From the entries below, pull out each line where "code" appears.

--- START OF Dataset content ---

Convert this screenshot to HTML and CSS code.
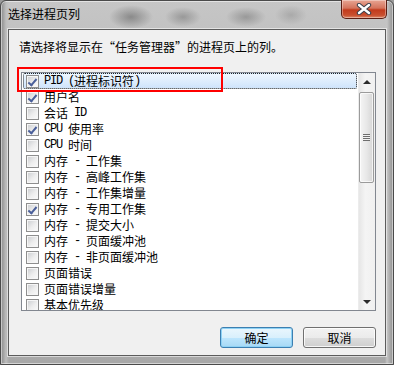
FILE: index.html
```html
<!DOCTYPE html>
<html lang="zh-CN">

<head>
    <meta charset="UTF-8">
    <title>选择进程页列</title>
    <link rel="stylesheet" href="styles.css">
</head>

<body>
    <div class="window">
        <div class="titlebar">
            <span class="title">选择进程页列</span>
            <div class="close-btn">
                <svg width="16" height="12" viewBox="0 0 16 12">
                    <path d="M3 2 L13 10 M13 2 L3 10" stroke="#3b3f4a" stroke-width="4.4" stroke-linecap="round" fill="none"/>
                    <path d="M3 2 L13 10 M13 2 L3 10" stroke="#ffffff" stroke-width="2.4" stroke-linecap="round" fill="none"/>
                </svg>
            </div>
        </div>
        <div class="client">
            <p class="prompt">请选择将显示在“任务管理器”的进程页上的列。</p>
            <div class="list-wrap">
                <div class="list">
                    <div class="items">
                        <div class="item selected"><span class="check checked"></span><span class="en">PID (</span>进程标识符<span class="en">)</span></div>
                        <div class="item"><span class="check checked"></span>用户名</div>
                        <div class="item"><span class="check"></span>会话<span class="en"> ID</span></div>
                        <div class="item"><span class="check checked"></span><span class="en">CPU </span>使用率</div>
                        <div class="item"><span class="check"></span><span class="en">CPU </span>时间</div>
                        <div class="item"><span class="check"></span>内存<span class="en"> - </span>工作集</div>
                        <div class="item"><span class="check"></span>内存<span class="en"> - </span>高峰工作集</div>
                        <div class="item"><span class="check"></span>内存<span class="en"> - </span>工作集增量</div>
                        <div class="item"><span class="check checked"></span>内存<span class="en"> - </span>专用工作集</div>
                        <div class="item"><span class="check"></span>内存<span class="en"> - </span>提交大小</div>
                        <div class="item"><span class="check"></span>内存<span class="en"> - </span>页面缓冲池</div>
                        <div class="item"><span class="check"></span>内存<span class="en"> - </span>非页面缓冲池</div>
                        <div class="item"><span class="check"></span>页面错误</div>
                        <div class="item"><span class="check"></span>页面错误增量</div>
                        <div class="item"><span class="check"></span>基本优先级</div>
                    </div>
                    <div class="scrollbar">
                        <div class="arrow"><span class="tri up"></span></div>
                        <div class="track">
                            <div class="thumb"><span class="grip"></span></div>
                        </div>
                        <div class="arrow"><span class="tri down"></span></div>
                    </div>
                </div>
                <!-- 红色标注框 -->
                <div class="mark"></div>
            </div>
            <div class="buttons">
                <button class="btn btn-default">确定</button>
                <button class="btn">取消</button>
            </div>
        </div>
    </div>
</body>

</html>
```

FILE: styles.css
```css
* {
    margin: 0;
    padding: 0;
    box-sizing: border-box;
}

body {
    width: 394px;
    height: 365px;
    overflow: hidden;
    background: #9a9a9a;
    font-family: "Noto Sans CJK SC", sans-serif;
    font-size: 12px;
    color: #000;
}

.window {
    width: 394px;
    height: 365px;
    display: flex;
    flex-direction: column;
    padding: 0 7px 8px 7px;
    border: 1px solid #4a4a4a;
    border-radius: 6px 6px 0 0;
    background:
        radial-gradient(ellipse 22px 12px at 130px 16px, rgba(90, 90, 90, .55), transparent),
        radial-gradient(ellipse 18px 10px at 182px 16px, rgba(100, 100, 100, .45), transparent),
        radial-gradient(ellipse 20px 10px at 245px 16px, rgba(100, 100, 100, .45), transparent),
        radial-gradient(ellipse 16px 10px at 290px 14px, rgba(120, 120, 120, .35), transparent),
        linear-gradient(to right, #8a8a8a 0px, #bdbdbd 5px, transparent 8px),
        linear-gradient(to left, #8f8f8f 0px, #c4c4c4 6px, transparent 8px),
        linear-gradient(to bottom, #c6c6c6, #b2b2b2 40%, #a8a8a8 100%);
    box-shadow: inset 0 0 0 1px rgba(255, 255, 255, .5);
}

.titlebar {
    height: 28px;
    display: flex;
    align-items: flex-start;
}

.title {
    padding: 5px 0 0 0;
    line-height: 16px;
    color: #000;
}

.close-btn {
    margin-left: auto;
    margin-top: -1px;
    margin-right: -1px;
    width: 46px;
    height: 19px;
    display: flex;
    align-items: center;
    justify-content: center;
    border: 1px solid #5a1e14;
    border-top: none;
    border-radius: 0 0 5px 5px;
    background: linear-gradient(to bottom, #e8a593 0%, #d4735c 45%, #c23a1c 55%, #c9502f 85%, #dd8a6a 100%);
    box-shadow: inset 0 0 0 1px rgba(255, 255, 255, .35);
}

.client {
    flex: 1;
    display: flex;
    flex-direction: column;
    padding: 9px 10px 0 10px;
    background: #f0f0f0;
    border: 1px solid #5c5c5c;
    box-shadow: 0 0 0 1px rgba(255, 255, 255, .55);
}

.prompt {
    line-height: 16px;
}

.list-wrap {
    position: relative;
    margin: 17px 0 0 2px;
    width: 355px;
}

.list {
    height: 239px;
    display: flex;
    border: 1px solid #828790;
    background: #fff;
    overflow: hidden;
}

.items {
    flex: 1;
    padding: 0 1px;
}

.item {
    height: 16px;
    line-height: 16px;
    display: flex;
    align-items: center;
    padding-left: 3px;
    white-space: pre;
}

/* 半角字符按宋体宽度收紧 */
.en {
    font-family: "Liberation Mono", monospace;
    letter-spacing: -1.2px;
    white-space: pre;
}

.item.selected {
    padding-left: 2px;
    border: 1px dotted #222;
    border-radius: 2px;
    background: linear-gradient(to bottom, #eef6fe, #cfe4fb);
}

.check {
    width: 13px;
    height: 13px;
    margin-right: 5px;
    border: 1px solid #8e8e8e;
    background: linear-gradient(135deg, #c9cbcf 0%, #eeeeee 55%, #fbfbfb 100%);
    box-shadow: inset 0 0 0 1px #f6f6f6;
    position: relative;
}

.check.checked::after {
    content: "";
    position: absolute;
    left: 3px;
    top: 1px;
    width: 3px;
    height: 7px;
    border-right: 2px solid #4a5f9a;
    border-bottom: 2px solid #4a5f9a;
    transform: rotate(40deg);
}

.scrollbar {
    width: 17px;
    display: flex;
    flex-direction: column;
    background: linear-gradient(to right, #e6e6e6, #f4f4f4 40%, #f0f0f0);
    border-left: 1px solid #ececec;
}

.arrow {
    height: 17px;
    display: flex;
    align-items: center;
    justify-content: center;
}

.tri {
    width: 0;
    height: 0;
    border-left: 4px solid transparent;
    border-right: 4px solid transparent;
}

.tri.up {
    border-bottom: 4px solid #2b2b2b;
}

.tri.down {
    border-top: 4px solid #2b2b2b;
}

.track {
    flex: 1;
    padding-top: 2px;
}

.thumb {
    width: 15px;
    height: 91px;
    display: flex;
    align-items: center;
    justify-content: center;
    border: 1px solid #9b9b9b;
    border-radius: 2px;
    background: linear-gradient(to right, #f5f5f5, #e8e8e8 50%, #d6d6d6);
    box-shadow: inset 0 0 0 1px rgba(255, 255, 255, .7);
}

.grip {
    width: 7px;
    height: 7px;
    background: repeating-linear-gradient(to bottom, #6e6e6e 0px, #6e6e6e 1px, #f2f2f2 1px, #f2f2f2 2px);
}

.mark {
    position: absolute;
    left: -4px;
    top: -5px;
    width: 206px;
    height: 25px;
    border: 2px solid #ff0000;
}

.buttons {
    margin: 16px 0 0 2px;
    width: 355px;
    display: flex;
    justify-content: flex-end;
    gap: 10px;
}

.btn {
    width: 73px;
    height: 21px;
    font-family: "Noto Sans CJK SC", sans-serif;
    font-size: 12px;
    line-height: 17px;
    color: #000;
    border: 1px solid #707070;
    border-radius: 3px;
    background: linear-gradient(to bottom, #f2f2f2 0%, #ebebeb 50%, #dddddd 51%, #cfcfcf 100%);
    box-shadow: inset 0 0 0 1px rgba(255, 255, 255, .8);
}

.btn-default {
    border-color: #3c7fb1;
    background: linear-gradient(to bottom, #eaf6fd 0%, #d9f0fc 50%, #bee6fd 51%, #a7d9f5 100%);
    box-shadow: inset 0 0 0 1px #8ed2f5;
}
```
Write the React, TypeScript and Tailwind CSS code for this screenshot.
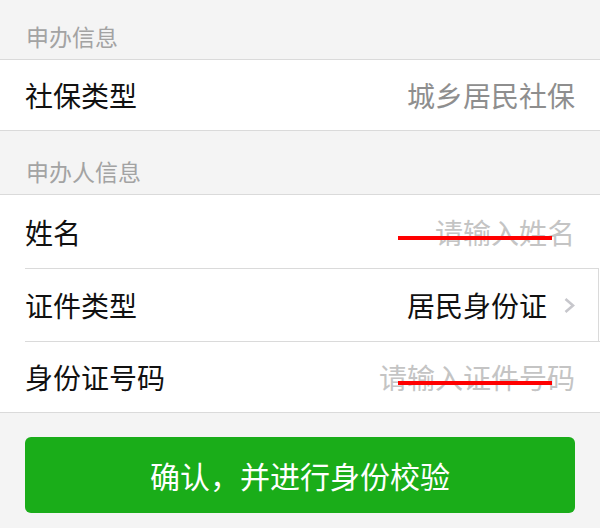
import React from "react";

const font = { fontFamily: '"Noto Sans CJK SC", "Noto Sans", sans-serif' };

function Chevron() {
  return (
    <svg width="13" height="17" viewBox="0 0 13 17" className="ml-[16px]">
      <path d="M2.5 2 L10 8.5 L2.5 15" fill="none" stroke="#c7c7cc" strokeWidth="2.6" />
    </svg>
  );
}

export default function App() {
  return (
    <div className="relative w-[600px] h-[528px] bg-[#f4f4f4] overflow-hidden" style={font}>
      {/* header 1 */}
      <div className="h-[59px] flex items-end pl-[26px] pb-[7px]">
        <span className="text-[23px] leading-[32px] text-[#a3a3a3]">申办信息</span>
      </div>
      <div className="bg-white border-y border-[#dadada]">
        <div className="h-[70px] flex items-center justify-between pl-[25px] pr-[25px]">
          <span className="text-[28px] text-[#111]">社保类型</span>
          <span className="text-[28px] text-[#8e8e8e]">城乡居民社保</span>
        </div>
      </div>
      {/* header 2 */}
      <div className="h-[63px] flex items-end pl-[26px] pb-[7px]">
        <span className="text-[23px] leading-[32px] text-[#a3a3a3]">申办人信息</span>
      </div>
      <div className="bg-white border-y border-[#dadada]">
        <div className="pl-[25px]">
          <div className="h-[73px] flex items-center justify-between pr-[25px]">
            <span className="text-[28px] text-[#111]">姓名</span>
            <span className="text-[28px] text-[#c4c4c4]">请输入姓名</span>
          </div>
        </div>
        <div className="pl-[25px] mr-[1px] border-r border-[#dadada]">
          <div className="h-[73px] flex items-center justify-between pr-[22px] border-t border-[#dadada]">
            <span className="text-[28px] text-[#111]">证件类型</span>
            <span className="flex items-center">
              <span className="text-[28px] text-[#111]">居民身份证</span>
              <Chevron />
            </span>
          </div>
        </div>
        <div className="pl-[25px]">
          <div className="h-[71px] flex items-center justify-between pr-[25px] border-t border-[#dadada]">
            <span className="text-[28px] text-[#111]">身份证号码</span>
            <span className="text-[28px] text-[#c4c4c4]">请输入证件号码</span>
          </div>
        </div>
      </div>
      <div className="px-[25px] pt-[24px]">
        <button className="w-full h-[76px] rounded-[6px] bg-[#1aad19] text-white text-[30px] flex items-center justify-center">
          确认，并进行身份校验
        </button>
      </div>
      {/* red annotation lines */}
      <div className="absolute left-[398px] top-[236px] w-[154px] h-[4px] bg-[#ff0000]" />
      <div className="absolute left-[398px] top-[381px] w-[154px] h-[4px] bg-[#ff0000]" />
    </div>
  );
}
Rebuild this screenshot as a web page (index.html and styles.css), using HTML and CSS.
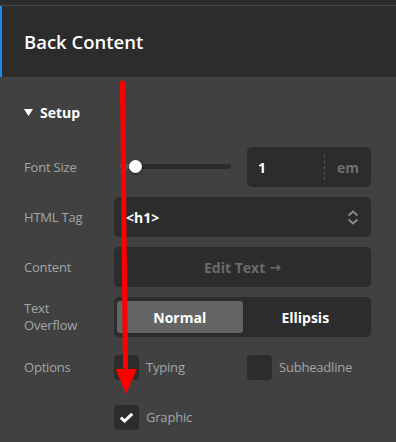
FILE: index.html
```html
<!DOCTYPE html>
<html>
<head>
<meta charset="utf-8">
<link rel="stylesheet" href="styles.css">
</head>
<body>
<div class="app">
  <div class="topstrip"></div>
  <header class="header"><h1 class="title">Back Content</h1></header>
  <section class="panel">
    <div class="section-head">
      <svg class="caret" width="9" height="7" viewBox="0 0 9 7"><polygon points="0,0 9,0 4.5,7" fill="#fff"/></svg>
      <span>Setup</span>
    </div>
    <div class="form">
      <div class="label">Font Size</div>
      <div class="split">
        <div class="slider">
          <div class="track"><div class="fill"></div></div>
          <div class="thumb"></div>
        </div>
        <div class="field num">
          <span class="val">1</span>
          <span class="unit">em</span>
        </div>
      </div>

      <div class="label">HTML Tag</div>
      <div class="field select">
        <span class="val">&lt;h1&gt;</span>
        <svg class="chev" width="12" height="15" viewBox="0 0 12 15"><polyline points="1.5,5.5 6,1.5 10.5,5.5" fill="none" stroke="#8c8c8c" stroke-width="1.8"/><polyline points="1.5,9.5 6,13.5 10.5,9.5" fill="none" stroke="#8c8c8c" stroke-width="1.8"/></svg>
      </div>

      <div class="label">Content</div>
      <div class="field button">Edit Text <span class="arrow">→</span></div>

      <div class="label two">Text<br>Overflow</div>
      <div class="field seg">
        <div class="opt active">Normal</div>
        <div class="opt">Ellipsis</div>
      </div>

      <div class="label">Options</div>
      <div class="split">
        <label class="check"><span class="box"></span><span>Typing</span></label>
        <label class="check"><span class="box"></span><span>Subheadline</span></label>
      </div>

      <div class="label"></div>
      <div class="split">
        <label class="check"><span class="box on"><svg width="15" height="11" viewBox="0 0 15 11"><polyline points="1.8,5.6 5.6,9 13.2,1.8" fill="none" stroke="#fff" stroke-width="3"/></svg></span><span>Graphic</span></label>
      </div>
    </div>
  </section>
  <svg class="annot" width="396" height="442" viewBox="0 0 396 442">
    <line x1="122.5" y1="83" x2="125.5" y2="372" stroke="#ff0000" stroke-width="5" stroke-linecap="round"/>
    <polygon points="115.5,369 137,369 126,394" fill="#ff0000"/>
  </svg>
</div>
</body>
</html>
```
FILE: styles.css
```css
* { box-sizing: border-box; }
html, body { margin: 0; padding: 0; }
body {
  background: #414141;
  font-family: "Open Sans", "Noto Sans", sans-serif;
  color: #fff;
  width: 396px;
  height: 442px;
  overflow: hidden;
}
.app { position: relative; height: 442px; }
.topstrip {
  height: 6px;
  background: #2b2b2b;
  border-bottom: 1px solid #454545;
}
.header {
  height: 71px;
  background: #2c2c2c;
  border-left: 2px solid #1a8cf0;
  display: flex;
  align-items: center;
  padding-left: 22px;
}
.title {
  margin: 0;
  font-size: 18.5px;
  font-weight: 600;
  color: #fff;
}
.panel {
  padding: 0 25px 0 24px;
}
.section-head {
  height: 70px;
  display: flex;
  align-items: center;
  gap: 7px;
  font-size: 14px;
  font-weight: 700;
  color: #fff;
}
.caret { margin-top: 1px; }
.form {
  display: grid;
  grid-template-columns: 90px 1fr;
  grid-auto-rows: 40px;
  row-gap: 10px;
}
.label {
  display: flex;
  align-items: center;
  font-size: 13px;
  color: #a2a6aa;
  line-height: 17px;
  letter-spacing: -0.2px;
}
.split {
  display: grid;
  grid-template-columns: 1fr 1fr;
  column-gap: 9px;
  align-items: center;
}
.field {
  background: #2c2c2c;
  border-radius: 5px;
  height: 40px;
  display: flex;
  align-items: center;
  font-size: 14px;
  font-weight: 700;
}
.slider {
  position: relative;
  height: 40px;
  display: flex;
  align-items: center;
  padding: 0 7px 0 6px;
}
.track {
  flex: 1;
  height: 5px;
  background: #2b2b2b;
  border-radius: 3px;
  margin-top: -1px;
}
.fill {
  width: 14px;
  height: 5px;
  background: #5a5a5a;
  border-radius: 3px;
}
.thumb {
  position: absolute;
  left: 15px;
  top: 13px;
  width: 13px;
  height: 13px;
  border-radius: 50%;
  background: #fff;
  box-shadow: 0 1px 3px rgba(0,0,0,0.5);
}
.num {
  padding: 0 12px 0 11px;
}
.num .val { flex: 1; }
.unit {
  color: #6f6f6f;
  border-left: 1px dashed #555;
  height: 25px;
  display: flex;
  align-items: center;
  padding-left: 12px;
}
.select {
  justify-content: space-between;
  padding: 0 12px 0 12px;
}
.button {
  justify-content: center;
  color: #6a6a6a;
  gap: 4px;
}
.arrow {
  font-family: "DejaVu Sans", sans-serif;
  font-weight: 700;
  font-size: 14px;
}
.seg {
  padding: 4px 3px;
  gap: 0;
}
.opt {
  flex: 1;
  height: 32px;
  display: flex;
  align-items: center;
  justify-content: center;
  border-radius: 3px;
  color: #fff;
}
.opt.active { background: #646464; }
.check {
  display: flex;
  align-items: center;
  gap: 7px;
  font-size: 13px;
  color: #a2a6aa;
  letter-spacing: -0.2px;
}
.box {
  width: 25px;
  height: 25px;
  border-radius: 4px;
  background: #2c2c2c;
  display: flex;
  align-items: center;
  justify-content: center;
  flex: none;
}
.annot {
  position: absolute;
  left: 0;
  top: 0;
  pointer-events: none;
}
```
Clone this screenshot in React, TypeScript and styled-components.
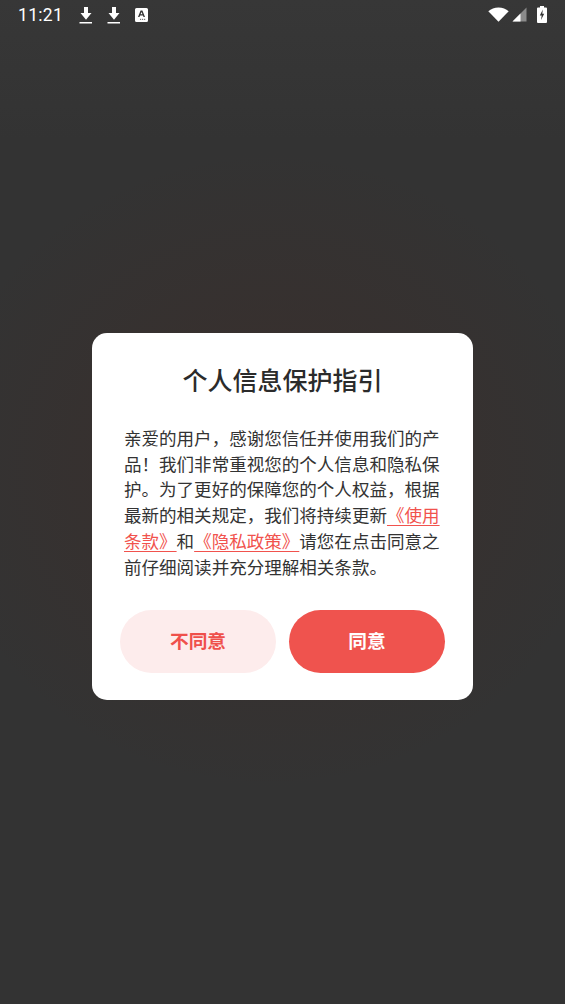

--- END OF Dataset content ---

--- Solution for this task ---
Convert this screenshot to HTML and CSS code.
Write the React, TypeScript and Tailwind CSS code for this screenshot.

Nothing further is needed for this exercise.